Lectio magistralis
di Vincenzo Cerami
Aula Magna del
rettorato, piazza Università, Sassari
24 gennaio 2013
A.M.Morace e V. Cerami |
La sua carriera brillante l’ha portato più volte a misurarsi con generi di scrittura diversi: dalla letteratura alla sceneggiatura cinematografica, dagli spettacoli teatrali alla radio. E, in tutti i campi, Cerami s’è distinto per il talento creativo e per sapersi ogni volta adattare al diverso linguaggio di scrittura. Non meraviglia, quindi, che non ami essere ricordato solo come lo scrittore di Un borghese piccolo piccolo, che resta comunque un capolavoro, perché, come ricorda Massimo Onofri nell’introduzione alla lectio, è una sorta di «autobiografia della nazione», «segna il passaggio dalla fine del popolo all’idea di gente». «Battendo sui romanzi di Cerami – prosegue Onofri – troviamo il devastante suono del nulla» dell'Italia del dopoguerra. Questo spiega l’estrema attualità delle opere, tra cui La lepre, che per Morace è uno dei migliori romanzi storici e anti-storici di fine Novecento.
V. Cerami e M. Onofri |
«In fondo – commenta Cerami – i personaggi raccontano il mondo entro cui il narratore si muove».

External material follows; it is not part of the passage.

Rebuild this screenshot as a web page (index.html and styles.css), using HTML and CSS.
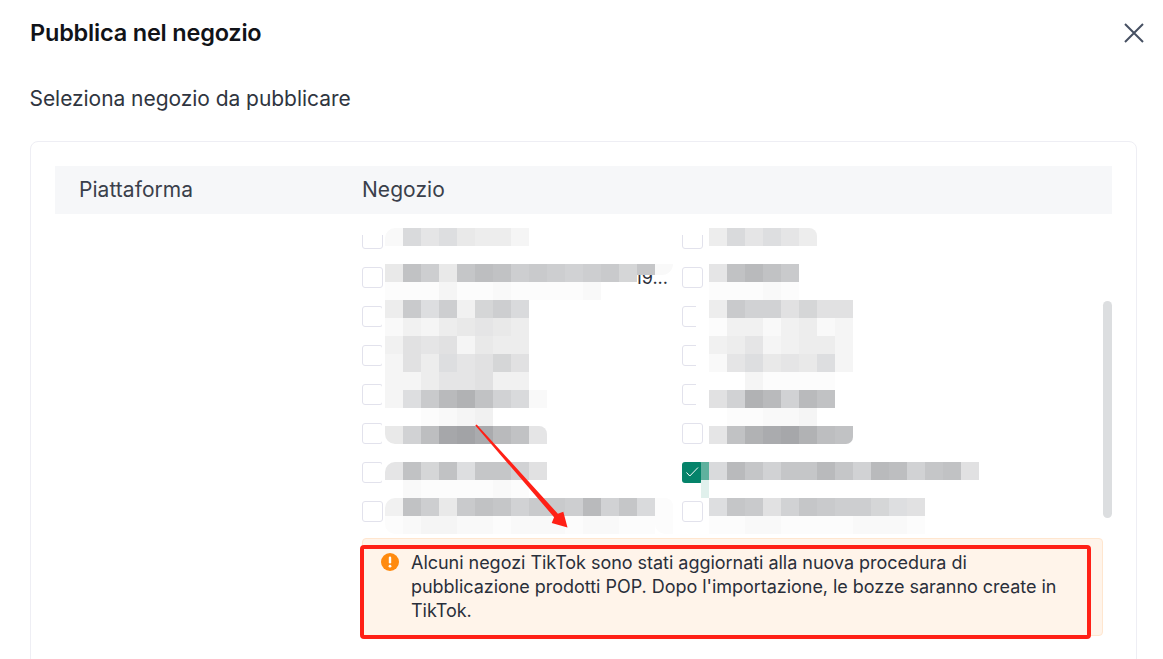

Passando poi alla lectio vera e propria, Cerami spiega di
voler considerare l’appuntamento odierno come una chiacchierata sulla «bottega
della scrittura», facendo riferimento agli strumenti del falegname-scrittore,
sulla scorta di quel Consigli a un
giovane scrittore che presto sarà protagonista di una puntata di
#PilloleDiAutore sul nostro sito.
Innanzitutto, Cerami precisa che ogni
linguaggio, per mantenere un grado di artisticità deve essere evocativo, ma
senza rinunciare alla propria specificità. Scrivere per il cinema, ad esempio,
è molto diverso che scrivere per il teatro: se nel cinema tutto è azione, nel
teatro tutto è parola e gestualità enfatizzata. Cerami non procede solo per
teorie, ma cita esempi calzanti, che da un lato semplificano la
problematica ma, dall’altro, fanno emergere tutta la complessità della
scrittura.
«Anche quando non ne siamo pienamente consapevoli, la scrittura ci mette continuamente davanti a scelte da prendere: fabula o intreccio? Prima o terza persona?».Cerami dimostra che propendere per una o per l’altra possibilità comporta conseguenze: ad esempio, l’intreccio permette flashback di grande efficacia, che invece sgonfierebbero la trama; o ancora, la terza persona cancella la parzialità del narratore e offre al lettore una prospettiva meno parziale (almeno in generale). Uno strumento eccezionale è il discorso indiretto libero: Cerami porta esempi delle sue potenzialità ricorrendo a un classico come La donna che visse due volte.
O ancora, Cerami
mostra come il dialogo vari a seconda del genere e del mezzo: come far
sussurrare attori teatrali e far sentire anche agli spettatori in galleria? Come
realizzare scambi dialogici veramente utili e far parlare i personaggi con la
loro voce (e non con quella dell’autore)? Una condizione necessaria è mettere
sempre in situazione il dialogo: uno scambio di battute meramente informativo o
sovrabbondante, con squilibri e lunghi monologhi mette a repentaglio l’intera
opera:
«La cosa peggiore è far decifrare continue informazioni senza messa in situazione».
La platea, vivace,
non ha perso la possibilità di fare domande a Cerami e la conversazione si è protratta
piacevolmente, tra approfondimenti e consigli a scrittori in erba che,
inizialmente silenziosi, hanno poi svelato i loro dubbi. E Cerami,
brillantemente, ha incoraggiato ma senza illudere. Il grande insegnamento del
suo maestro friulano, si vede, non è passato invano.
#IpseDixit:
Come mai così pochi autori italiani hanno scritto anche per il teatro? Forse la risposta più facile è che non ne erano capaci. Non so, me lo chiedo spesso, perché in fondo il teatro è anche redditizio, ti lascia il 10% a sera, e se lo spettacolo è appena di successo, provate a fare due conti…!
L’amore è sempre tormento, è una conquista continua, non è mai dato. Altrimenti cosa scrivo?
In qualsiasi tipo di opera, la forma parla più dei contenuti.